= Wall plate =

Horizontal load-bearing member in wood framing

A typical wall section in platform framing

A plate or wall plate is a horizontal, structural, load-bearing member in wooden building framing.

==Timber framing==
A plate in timber framing is "A piece of Timber upon which some considerable weight is framed...Hence Ground-Plate...Window-plate [obsolete]..." etc. Also called a wall plate, raising plate, or top plate, An exception to the use of the term plate for a large, load-bearing timber in a wall is the bressummer, a timber supporting a wall over a wall opening (see also: lintel). These are common in Australia.

The terms sole plate or sill plate are used for the members at the bottom of a wall at the foundation but are most often just called a sole or sill without the word plate. Other load-bearing timbers use the term plate but are not in the wall such as crown plate, a purlin-like beam carried by crown posts in roof framing, and a purlin plate which supports common rafters.

==Platform framing==
In platform framing there are three types of wall plates and are located at the top and bottom of a wall section, and the two hold the wall studs parallel and spaced at the correct interval. Each type continues in a piecewise fashion around the whole perimeter of the structure.

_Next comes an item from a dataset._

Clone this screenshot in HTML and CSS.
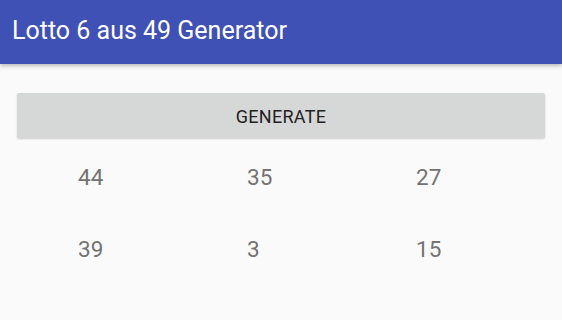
FILE: index.html
```html
<!DOCTYPE html>
<html>
<head>
<meta charset="utf-8">
<link rel="stylesheet" href="styles.css">
</head>
<body>
<header class="toolbar">
  <h1 class="title">Lotto 6 aus 49 Generator</h1>
</header>
<main class="content">
  <button class="generate">GENERATE</button>
  <div class="numbers">
    <span class="num">44</span>
    <span class="num">35</span>
    <span class="num">27</span>
    <span class="num">39</span>
    <span class="num">3</span>
    <span class="num">15</span>
  </div>
</main>
</body>
</html>
```
FILE: styles.css
```css
html, body {
  margin: 0;
  padding: 0;
  background: #fafafa;
  font-family: Roboto, "Noto Sans", sans-serif;
  width: 562px;
  height: 320px;
  overflow: hidden;
}
.toolbar {
  height: 64px;
  background: #3f51b5;
  box-shadow: 0 2px 4px rgba(0,0,0,0.25);
  display: flex;
  align-items: center;
  padding-left: 12px;
  position: relative;
}
.title {
  margin: 0;
  color: #ffffff;
  font-weight: 400;
  font-size: 25px;
  line-height: 28px;
  margin-top: -3px;
  letter-spacing: 0;
}
.content {
  padding: 29px 17px 0 17px;
}
.generate {
  display: block;
  width: 528px;
  height: 45px;
  margin: 0;
  border: none;
  border-radius: 2px;
  background: #d6d7d7;
  box-shadow: 0 1px 2px rgba(0,0,0,0.18);
  font-family: Roboto, "Noto Sans", sans-serif;
  font-size: 18px;
  color: #222222;
  padding: 1px 0 0 0;
  letter-spacing: 0.3px;
}
.numbers {
  display: grid;
  grid-template-columns: 169px 169px 169px;
  grid-auto-rows: 71.5px;
  padding-left: 61px;
  padding-top: 26px;
}
.num {
  font-size: 22.5px;
  line-height: 26px;
  color: #737373;
}
```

- Sill plates — a lower wall plate which is bolted or strapped securely to the top of a foundation wall or concrete slab. These hold the house down against heavy winds. Normally, "J-bolts" are placed in the curing concrete after the mason levels the foundation and finishes dressing the concrete or anchor bolts are drilled into the concrete foundation. Newer systems of galvanized strapping with a J-bolt like anchor placed in the concrete allows the builder to avoid the mating step of drilling the sill plates for the bolts.
- Lower wall plates, base plate, floor plate, or bottom plate — a second lower wall plate to which the wall studs are through nailed and which is the bottom of the wall section when assembled as a rectangular assembly. On an upper story, the lower wall plate is nailed to the platform of the supporting floor. The supporting platform is being supported by the wall studs of the even lower walls below.
- Upper wall plate, top plate or ceiling plate — upper wall plate which is fastened along the top of the wall studs, before the wall is lifted into position and on which the platform of the next story or the ceiling and roof assembly rest and are attached. A second layer of dimensional lumber is always fastened to the top plates of the erected walls so that no joints overlap, providing greatly increased stability. In North America this is known as a "double top plate" and the process of installing the second top plate is known as "top plating."